■ Written problem: Show every line in the entries below where the word "screenshot" appears.

++++++++++

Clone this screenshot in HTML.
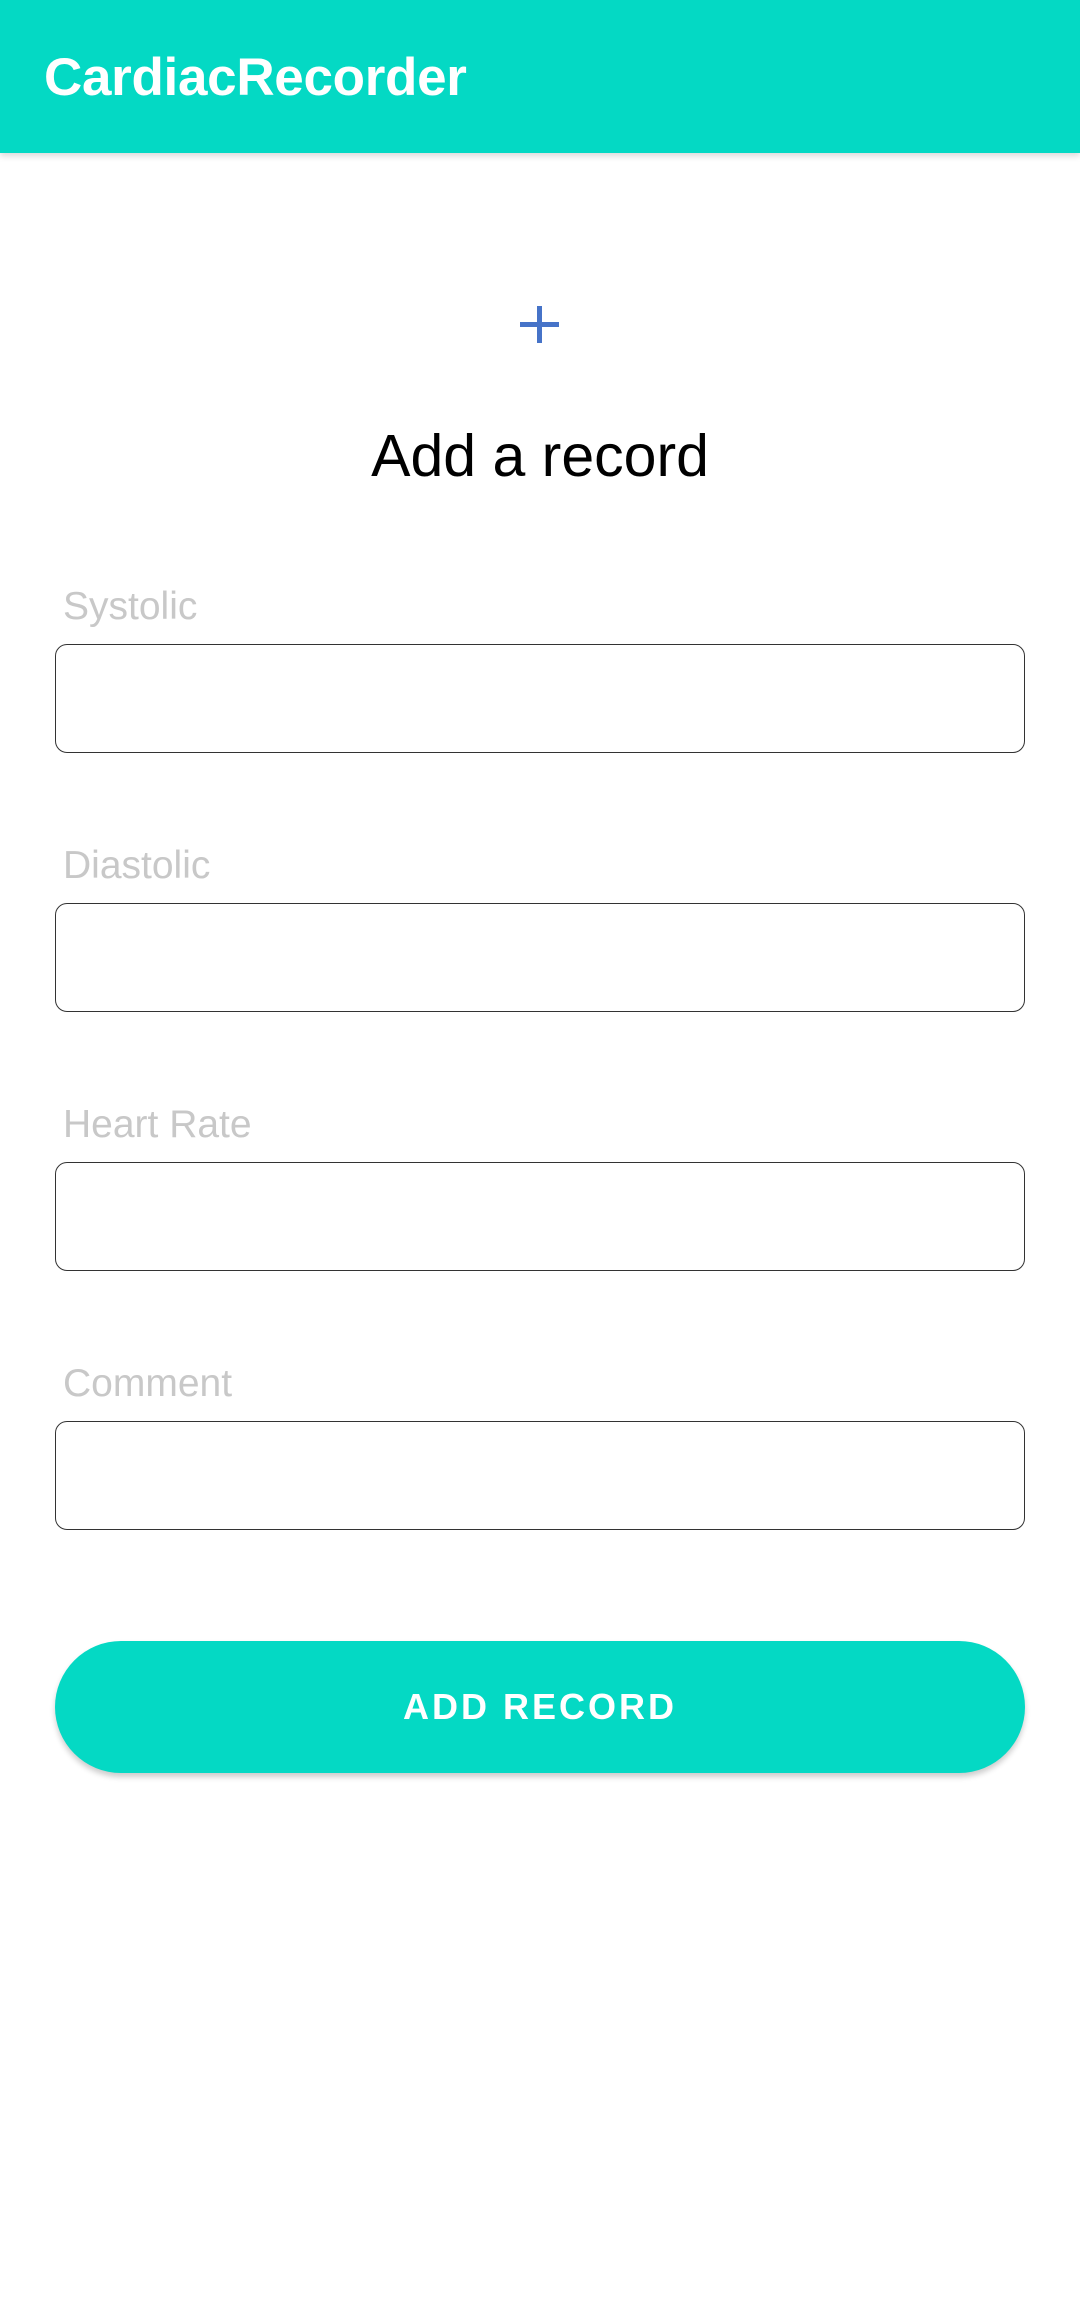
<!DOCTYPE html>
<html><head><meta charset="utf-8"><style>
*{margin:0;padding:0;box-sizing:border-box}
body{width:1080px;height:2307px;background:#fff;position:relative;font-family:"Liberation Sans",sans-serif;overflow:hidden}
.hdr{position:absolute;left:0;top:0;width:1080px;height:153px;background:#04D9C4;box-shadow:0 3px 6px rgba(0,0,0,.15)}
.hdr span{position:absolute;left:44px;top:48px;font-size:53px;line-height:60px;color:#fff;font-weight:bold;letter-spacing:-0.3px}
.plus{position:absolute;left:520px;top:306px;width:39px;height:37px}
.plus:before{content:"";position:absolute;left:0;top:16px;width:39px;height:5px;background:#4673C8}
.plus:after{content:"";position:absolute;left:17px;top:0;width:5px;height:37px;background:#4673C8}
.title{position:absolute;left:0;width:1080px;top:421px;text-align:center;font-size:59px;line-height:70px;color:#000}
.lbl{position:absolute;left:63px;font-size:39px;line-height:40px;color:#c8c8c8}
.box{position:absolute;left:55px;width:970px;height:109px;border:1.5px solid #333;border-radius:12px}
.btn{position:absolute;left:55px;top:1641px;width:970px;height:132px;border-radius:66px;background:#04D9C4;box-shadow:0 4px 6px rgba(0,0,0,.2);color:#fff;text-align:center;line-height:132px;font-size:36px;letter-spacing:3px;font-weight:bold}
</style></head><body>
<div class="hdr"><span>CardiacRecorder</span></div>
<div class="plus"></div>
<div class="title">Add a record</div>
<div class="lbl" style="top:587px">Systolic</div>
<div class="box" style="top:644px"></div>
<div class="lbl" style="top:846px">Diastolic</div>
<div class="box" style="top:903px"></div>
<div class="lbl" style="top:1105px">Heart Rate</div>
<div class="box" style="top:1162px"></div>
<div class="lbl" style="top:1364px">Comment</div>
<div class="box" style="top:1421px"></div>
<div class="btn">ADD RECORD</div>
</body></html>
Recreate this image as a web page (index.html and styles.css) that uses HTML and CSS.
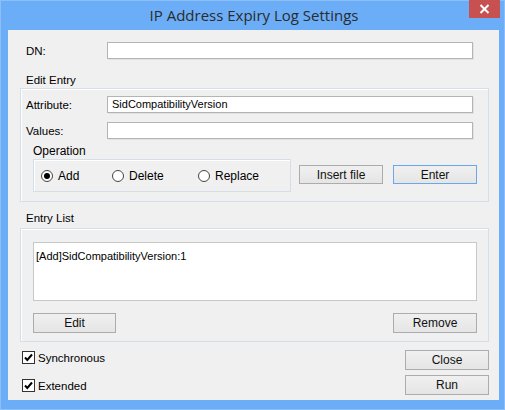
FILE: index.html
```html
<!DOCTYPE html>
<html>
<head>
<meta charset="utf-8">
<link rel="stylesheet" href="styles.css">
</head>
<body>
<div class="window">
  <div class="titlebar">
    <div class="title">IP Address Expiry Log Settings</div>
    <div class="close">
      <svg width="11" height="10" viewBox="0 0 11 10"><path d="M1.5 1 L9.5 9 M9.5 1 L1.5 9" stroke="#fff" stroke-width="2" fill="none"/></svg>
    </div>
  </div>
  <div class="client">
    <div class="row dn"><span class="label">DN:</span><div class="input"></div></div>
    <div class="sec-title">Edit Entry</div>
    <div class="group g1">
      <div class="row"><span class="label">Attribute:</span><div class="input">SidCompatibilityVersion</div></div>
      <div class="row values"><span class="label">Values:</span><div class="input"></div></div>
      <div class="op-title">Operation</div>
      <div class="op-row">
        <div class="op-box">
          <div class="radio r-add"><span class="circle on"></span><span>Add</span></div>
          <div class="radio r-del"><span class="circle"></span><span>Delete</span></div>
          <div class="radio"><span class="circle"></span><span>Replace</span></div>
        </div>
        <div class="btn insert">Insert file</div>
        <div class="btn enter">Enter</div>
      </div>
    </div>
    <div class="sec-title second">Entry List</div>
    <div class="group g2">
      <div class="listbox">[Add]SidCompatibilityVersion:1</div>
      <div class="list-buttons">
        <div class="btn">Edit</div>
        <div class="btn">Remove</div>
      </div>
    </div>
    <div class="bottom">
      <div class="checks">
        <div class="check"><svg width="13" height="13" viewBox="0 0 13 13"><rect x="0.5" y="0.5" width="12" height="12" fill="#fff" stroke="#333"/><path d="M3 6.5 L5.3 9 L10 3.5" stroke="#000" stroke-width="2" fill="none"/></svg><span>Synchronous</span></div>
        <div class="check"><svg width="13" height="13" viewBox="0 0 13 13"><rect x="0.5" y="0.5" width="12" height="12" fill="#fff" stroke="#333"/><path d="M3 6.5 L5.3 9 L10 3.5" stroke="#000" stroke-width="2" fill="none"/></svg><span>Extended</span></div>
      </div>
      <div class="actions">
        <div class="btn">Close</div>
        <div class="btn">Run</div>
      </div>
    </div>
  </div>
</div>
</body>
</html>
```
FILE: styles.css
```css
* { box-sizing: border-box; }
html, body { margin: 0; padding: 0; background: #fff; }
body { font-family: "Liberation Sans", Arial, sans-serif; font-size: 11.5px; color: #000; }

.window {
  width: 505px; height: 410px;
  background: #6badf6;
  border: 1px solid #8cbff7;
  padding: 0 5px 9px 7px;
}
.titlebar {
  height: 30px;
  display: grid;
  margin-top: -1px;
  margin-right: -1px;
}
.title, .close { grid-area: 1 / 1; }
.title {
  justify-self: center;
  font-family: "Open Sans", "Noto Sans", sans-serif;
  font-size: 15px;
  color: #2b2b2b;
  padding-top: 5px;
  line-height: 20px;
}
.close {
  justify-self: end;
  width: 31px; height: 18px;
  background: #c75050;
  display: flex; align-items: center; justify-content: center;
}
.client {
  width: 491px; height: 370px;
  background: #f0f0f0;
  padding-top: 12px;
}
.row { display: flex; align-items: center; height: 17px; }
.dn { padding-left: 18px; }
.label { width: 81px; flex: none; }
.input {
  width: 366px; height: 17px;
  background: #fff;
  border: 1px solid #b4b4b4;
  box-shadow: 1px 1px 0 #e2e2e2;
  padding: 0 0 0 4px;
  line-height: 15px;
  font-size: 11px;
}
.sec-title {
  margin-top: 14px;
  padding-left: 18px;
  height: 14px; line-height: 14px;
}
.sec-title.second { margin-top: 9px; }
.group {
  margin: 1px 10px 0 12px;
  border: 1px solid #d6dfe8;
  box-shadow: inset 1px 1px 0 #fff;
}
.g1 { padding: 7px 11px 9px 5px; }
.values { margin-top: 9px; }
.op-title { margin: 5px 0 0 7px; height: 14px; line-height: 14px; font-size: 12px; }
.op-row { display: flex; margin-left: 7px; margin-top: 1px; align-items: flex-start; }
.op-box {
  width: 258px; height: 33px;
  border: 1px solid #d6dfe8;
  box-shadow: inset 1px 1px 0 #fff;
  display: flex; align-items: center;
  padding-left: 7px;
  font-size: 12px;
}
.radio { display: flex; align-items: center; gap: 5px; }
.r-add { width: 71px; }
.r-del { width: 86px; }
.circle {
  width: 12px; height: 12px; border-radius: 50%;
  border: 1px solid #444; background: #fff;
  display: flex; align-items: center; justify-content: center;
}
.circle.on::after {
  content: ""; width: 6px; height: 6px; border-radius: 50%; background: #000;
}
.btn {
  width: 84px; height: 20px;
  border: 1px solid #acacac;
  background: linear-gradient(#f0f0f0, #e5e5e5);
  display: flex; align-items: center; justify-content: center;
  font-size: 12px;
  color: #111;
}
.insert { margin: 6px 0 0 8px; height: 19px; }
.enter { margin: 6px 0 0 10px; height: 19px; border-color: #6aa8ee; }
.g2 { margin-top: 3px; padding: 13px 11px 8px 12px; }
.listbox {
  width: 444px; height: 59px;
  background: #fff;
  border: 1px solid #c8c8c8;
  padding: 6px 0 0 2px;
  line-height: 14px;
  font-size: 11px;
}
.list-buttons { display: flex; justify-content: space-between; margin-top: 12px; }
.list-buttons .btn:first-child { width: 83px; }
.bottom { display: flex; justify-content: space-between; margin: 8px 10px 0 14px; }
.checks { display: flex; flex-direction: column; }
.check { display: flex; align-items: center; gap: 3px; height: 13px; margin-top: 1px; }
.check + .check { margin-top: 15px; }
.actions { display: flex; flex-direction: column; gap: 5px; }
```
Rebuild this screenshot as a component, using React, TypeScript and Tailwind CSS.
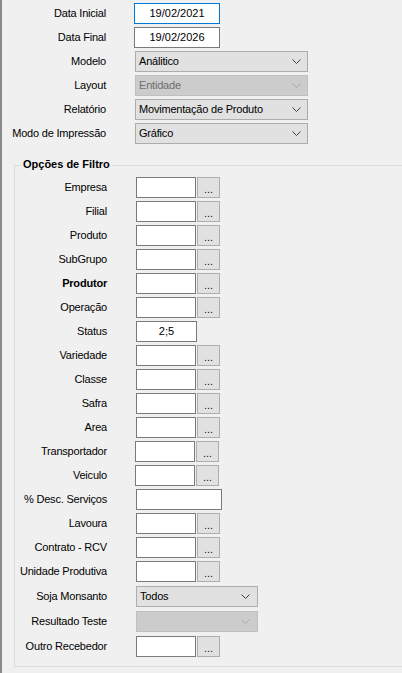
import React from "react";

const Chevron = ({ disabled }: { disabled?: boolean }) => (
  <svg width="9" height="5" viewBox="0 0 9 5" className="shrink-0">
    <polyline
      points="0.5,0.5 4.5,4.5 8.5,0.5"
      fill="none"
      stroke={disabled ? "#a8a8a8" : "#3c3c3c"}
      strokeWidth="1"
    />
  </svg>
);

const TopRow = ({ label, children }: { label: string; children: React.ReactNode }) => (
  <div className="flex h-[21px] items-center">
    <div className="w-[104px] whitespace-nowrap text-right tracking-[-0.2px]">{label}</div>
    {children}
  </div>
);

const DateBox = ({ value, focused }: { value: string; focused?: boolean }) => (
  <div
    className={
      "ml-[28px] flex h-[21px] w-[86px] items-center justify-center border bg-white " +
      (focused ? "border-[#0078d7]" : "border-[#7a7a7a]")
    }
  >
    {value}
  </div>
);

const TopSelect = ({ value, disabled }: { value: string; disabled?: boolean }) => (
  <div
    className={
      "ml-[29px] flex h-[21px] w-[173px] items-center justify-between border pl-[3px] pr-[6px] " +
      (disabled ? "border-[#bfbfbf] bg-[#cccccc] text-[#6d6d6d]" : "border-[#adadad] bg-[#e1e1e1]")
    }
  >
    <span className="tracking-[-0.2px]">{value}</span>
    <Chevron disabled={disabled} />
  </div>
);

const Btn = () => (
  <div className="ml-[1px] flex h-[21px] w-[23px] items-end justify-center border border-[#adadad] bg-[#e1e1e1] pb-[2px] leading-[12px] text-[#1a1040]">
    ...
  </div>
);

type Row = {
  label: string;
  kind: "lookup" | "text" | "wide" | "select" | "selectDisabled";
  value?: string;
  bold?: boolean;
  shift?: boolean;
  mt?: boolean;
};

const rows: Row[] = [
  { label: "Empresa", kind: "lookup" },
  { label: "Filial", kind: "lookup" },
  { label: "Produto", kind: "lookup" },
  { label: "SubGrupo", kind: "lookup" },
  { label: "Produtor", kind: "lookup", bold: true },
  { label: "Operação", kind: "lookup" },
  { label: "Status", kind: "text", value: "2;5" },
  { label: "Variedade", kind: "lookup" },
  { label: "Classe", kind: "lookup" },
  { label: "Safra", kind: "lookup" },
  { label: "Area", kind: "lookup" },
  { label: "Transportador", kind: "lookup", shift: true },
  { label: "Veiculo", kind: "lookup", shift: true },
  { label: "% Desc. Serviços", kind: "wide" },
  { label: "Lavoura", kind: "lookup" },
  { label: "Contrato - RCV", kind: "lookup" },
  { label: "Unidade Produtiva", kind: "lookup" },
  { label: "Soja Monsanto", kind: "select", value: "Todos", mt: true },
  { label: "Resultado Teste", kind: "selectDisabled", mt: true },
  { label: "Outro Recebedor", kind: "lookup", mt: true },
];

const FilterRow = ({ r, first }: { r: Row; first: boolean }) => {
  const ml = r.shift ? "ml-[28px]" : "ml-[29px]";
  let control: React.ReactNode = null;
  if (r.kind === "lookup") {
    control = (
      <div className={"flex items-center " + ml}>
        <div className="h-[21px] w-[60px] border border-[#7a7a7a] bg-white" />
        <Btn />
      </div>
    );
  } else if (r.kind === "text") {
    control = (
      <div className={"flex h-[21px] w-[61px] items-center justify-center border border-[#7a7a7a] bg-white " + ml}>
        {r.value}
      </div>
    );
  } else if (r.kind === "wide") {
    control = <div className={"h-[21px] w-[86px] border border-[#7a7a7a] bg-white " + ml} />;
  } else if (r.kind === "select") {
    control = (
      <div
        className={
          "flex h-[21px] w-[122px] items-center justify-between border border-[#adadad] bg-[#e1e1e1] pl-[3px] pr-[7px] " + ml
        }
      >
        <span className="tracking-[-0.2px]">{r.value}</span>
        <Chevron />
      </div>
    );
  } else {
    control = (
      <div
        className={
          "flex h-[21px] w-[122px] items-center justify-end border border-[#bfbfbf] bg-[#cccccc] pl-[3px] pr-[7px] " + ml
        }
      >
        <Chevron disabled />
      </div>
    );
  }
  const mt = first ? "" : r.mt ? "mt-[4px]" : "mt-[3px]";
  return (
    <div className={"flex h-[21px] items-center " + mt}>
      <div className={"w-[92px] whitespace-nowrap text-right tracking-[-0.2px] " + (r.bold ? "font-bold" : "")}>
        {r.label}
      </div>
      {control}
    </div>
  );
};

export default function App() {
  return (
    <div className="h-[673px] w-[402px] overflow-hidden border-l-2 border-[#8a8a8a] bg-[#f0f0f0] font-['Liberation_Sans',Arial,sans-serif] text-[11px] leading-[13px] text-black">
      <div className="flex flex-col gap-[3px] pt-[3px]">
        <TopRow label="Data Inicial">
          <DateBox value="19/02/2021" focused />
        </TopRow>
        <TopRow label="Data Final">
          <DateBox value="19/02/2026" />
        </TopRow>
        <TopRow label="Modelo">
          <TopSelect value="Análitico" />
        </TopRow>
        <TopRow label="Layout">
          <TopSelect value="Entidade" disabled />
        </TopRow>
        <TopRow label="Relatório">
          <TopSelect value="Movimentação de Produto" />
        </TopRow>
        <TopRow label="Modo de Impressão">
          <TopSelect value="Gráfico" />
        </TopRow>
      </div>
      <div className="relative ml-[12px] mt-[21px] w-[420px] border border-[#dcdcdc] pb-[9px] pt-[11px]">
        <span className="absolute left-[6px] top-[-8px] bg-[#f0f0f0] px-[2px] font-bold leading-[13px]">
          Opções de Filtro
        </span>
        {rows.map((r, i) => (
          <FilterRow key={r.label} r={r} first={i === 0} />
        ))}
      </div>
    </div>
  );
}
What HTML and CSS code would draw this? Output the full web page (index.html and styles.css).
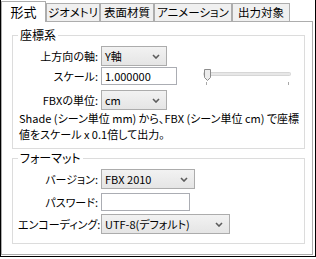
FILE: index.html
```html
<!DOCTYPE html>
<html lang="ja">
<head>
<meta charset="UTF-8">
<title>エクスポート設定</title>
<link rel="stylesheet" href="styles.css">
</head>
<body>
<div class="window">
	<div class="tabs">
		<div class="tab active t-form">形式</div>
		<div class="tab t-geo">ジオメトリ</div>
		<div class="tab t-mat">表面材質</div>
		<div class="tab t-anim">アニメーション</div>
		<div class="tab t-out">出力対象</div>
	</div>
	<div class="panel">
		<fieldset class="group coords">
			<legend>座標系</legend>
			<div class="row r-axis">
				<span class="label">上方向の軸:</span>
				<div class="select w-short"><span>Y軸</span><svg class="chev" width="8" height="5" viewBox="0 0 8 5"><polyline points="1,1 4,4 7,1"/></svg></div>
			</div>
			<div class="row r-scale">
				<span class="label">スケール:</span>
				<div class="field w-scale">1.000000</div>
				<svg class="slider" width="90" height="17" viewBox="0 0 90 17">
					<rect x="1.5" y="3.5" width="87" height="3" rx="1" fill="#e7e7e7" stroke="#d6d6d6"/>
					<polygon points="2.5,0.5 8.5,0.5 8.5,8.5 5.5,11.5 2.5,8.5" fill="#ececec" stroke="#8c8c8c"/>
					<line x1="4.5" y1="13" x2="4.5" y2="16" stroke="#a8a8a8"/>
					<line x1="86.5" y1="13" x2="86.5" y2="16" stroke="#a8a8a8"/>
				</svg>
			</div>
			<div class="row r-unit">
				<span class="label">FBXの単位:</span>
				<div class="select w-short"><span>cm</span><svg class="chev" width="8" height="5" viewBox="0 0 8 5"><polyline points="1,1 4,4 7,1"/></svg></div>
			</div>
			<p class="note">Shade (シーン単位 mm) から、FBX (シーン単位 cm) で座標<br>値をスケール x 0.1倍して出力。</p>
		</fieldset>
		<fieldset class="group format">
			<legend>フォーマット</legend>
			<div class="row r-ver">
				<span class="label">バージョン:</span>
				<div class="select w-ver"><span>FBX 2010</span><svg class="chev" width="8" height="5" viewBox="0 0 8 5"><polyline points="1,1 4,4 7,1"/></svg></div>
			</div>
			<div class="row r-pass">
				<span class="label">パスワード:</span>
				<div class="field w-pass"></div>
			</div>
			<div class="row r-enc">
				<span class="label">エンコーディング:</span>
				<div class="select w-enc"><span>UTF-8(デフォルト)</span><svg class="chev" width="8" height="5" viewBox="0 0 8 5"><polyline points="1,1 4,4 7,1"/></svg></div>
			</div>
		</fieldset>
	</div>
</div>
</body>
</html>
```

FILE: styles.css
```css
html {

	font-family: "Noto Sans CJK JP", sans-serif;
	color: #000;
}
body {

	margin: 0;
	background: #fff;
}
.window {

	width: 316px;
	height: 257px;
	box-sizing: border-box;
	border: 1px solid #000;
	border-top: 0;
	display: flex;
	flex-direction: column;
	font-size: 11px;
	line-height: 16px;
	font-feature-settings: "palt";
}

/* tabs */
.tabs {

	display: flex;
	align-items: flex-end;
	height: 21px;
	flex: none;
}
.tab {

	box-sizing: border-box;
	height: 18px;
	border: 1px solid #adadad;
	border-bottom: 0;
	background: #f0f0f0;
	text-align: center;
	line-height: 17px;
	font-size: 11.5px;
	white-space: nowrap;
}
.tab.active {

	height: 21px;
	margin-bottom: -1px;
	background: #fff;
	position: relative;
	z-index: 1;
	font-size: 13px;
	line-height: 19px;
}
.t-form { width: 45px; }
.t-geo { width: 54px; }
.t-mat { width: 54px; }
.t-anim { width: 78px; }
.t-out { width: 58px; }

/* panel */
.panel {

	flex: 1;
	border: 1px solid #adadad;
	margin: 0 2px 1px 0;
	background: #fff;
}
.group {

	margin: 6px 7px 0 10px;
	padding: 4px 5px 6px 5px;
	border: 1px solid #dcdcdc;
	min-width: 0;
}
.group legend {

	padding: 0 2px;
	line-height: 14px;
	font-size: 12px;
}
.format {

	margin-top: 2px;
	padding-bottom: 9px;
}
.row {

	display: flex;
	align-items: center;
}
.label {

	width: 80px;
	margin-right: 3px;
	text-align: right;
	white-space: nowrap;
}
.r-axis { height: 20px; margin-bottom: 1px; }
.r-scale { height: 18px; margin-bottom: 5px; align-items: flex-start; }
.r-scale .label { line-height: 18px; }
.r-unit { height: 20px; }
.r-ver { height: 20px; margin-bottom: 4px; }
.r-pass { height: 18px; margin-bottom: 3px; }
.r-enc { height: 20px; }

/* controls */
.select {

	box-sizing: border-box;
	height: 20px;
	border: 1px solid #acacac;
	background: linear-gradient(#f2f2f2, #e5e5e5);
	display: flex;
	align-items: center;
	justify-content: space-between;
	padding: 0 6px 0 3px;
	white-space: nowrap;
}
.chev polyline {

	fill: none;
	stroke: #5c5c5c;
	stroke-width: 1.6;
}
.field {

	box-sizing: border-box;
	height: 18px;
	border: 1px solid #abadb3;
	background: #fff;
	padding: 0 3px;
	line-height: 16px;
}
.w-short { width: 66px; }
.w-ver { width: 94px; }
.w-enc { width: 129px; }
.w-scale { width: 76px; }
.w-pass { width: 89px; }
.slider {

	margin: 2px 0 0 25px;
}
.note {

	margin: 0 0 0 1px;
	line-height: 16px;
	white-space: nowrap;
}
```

++++++++++

■ Solution to this exercise:
Clone this screenshot in HTML.
Rebuild this screenshot as a component, using React, TypeScript and Tailwind CSS.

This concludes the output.